Banks should spring into action by recovering cash from their top 30 bad loan accounts instead of just monitoring them, according to the All-India Bank Employees Association (AIBEA).
The Association has assessed that the top 30 bad loan accounts in the case of 24 banks add up to ₹70,300 crore.
Speaking on the eve of the 45th anniversary of bank nationalistion, Vishwas Utagi, Vice-President, AIBEA, said, “If banks mount recovery efforts in the case of top 30 accounts and resolve cases which have piled up in the corporate debt restructuring cell, then the Government need not recapitalise State-owned banks.
“Moreover, these banks will not be hard-pressed to go to the public by issuing shares.”
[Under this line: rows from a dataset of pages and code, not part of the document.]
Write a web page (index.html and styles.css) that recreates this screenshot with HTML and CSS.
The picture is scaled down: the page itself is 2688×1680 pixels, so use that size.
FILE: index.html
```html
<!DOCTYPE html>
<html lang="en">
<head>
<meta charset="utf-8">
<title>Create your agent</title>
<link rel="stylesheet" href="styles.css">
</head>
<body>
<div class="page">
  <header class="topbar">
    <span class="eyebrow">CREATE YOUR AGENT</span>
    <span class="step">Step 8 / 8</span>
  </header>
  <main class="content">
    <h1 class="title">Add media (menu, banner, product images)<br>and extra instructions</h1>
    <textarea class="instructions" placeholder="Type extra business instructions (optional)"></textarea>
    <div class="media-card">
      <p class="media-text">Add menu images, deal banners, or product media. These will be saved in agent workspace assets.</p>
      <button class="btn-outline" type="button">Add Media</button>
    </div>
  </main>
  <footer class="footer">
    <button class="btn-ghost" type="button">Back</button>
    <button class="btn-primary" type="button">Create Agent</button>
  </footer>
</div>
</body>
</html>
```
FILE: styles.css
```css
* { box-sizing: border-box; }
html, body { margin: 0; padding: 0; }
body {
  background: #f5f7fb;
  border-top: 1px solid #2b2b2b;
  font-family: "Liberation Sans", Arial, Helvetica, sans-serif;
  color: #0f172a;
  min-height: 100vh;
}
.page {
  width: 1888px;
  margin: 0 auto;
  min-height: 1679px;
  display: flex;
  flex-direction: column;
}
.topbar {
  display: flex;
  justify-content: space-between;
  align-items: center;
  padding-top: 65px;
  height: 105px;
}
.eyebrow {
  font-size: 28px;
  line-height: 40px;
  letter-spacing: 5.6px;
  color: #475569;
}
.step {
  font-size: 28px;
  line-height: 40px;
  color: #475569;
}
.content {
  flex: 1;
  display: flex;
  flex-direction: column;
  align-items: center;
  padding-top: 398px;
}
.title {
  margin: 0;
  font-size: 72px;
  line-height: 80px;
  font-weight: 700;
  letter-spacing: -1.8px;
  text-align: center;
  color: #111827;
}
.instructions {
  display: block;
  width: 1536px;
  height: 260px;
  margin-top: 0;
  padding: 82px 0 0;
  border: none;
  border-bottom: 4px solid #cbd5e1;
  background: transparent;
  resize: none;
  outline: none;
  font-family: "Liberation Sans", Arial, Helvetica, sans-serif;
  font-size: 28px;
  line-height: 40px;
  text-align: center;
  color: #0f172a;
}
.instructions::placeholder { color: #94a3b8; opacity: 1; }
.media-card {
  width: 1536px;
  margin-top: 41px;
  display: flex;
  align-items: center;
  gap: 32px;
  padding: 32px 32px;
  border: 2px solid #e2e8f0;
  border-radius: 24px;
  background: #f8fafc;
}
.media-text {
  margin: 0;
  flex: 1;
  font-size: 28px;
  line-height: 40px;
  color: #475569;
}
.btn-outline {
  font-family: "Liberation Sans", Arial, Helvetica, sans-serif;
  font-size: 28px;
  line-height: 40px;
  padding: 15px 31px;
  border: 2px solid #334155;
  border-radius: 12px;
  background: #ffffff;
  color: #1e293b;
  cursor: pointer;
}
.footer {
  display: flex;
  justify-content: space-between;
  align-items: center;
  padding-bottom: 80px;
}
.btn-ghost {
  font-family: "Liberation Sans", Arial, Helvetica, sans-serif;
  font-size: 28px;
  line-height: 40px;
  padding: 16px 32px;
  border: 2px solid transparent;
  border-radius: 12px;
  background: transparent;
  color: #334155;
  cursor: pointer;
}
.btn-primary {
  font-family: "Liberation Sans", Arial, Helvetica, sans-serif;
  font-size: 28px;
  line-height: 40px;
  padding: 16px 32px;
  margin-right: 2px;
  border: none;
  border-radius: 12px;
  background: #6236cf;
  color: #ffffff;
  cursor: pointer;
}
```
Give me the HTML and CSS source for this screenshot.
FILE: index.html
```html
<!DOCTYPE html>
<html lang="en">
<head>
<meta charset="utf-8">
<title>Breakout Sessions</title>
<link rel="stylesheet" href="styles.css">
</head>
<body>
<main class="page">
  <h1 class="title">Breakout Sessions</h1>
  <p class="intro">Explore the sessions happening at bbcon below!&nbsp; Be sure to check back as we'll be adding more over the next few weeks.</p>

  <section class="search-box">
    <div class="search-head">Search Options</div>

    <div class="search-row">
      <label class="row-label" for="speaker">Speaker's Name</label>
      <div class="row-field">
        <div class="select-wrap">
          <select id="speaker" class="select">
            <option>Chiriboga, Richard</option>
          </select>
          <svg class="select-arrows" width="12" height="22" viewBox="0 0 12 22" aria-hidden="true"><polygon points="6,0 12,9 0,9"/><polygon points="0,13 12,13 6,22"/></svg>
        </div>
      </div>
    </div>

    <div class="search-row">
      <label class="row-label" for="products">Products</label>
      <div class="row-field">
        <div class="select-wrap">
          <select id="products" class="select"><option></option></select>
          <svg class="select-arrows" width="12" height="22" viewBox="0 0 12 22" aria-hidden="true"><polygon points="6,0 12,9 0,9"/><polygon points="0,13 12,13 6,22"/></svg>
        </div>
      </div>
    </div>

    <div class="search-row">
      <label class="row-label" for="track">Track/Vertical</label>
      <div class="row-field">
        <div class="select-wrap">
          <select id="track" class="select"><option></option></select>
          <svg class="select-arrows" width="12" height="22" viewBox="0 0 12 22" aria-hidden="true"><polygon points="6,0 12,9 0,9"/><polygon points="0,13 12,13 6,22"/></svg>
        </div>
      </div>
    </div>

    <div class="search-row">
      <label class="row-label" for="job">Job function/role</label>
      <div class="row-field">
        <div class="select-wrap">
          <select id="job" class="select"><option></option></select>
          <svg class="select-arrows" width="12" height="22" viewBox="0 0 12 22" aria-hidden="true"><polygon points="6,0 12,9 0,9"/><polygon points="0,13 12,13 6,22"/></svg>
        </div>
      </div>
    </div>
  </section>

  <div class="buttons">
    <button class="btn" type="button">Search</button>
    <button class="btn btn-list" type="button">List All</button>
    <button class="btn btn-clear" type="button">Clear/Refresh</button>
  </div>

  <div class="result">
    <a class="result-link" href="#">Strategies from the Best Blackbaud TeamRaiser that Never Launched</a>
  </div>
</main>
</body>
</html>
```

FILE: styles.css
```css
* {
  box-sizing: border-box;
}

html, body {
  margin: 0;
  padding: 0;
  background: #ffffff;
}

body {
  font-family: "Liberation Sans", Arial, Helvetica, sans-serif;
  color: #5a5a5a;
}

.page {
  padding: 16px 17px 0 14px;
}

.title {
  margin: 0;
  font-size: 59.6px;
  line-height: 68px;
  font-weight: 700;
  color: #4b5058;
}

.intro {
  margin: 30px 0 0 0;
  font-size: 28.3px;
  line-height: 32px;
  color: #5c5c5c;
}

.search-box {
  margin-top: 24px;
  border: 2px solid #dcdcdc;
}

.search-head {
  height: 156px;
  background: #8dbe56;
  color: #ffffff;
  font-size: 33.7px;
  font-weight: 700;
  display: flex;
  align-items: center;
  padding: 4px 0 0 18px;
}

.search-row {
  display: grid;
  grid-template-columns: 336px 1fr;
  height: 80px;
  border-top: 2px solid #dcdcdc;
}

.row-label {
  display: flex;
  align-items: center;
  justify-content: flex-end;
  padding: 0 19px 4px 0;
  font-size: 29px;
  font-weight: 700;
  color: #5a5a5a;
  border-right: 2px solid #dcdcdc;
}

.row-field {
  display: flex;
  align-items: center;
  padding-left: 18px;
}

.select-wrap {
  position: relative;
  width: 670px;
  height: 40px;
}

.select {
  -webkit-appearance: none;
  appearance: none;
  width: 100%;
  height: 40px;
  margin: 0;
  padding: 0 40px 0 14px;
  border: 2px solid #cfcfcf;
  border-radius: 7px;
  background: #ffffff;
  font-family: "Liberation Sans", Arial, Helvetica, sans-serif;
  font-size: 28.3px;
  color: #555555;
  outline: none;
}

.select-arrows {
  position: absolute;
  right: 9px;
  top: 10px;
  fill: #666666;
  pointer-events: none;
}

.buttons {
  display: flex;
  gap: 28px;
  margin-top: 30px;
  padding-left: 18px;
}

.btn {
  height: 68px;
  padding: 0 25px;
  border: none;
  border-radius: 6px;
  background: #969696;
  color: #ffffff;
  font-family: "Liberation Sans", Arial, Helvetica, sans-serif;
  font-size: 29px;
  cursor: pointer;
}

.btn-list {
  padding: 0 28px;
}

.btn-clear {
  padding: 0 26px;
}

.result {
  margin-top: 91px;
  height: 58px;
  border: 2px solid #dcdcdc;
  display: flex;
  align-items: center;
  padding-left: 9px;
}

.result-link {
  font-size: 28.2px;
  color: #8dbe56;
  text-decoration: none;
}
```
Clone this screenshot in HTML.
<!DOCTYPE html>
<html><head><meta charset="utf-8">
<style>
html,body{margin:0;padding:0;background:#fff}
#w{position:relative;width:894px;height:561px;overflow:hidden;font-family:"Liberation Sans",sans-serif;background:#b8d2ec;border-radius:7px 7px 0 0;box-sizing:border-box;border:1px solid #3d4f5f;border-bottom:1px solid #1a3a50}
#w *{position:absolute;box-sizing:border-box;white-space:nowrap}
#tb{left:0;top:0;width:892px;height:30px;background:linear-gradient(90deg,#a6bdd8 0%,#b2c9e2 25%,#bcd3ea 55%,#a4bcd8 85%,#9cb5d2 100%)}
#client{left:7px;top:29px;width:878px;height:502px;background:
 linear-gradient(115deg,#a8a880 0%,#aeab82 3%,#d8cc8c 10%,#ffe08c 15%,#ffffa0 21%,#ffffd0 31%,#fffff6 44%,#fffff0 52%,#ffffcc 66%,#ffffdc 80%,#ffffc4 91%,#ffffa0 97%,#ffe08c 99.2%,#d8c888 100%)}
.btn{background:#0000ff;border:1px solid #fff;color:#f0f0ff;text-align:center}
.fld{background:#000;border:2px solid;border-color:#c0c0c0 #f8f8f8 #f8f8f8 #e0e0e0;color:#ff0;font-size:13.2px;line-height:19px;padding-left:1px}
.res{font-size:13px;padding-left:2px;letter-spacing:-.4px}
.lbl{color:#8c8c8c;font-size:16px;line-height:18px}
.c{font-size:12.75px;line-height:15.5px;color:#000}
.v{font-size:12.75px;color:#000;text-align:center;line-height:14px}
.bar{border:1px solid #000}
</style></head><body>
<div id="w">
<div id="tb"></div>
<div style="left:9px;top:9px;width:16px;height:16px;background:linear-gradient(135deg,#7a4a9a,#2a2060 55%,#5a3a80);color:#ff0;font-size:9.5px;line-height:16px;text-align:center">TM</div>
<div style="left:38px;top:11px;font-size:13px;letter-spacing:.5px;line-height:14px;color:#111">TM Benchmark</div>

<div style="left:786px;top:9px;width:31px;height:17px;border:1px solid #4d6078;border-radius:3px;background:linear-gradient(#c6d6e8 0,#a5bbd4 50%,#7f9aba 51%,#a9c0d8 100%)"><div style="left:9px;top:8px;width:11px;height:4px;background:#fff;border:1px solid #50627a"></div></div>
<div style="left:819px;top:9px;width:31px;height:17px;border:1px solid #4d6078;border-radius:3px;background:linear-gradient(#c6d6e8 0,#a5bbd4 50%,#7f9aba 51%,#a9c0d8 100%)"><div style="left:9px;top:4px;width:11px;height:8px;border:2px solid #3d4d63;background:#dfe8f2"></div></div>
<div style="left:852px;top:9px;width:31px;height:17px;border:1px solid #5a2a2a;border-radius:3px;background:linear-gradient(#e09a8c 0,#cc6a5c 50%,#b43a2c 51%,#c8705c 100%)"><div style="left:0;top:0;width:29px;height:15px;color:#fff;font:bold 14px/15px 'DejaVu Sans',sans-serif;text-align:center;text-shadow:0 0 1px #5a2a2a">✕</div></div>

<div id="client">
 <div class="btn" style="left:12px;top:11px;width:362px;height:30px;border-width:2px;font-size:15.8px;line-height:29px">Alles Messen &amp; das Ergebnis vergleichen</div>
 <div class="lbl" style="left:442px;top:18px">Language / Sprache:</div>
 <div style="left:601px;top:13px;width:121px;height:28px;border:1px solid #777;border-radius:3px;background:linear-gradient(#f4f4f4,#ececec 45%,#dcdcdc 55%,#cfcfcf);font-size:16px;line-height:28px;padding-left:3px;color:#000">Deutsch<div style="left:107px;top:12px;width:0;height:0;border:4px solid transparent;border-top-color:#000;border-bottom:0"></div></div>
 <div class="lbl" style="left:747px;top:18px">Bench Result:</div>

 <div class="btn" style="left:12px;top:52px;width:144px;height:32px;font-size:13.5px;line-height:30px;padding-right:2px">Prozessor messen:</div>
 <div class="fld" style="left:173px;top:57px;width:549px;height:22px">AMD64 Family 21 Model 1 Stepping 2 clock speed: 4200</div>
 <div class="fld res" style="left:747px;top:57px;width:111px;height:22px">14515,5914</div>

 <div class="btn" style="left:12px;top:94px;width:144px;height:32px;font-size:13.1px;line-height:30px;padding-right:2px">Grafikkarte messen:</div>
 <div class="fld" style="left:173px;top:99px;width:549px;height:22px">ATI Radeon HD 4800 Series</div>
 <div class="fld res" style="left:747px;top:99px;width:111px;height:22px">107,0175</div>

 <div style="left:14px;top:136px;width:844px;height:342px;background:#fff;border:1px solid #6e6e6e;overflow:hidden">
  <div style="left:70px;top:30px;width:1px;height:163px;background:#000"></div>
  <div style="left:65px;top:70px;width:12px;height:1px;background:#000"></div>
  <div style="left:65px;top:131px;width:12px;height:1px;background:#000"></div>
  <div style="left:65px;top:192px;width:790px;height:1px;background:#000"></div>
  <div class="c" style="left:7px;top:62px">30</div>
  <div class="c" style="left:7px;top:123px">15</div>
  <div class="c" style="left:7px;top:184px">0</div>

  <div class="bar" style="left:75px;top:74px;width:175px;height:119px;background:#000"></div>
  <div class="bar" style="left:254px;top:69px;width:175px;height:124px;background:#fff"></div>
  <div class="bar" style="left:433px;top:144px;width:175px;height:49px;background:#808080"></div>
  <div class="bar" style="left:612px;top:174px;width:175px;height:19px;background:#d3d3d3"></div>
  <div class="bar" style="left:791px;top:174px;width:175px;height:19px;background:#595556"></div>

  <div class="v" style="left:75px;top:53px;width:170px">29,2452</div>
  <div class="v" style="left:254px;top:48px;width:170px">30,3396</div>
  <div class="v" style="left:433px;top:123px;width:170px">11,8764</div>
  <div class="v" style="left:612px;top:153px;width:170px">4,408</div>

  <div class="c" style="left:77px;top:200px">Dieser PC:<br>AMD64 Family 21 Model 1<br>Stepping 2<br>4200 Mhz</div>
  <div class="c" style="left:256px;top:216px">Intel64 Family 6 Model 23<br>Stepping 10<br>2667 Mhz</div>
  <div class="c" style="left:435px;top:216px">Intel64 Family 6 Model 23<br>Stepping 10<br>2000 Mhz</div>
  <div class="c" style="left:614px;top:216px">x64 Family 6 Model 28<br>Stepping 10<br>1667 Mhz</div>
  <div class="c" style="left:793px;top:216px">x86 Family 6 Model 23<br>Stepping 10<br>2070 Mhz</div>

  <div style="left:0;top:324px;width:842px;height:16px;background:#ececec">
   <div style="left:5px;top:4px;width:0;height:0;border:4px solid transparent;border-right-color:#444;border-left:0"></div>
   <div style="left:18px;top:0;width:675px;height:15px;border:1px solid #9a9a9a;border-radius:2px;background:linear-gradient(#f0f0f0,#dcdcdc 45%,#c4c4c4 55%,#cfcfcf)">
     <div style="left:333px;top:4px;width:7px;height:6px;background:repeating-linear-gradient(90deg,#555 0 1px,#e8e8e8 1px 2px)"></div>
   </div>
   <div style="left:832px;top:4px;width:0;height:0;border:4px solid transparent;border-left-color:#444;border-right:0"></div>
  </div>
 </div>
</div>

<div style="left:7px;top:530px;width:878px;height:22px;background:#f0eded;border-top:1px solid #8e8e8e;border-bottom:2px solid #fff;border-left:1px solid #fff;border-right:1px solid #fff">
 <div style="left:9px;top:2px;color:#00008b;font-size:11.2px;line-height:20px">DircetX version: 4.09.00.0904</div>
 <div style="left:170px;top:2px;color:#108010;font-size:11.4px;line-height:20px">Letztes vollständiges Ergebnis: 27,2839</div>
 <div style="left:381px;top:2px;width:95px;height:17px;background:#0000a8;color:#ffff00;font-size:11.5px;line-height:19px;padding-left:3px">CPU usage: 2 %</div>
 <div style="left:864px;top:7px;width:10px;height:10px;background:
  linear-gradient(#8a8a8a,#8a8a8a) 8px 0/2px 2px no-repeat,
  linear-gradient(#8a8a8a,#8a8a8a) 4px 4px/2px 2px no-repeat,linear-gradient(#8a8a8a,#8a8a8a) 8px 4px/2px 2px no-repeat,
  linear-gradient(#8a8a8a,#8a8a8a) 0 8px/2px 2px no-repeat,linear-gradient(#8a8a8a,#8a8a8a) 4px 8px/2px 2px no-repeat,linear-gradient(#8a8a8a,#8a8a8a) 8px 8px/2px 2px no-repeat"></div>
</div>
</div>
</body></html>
As at March-end 2014, the CDR cell was trying to resolve 280 corporate accounts aggregating ₹2,42,259 crore.
The Association wants huge bad loans due from large companies recovered by taking strong action against the defaulters.
“The list of such bank loan defaulters should be published by the RBI. Wilful default of bank loans should be made a criminal offence,” said the Association in a statement.
Though the Budget announced the setting up of 6 more Debt Recovery Tribunals, Utagi said this is inadequate. Thousands of cases of bank loan defaults are already pending and unless an enlarged and effective mechanism is built up, banks would not be able to recover their dues.
Hence, more DRTs and Fast Track DRTs have to be set-up to deal with high volume loan defaults so that banks will be able to recover the loans.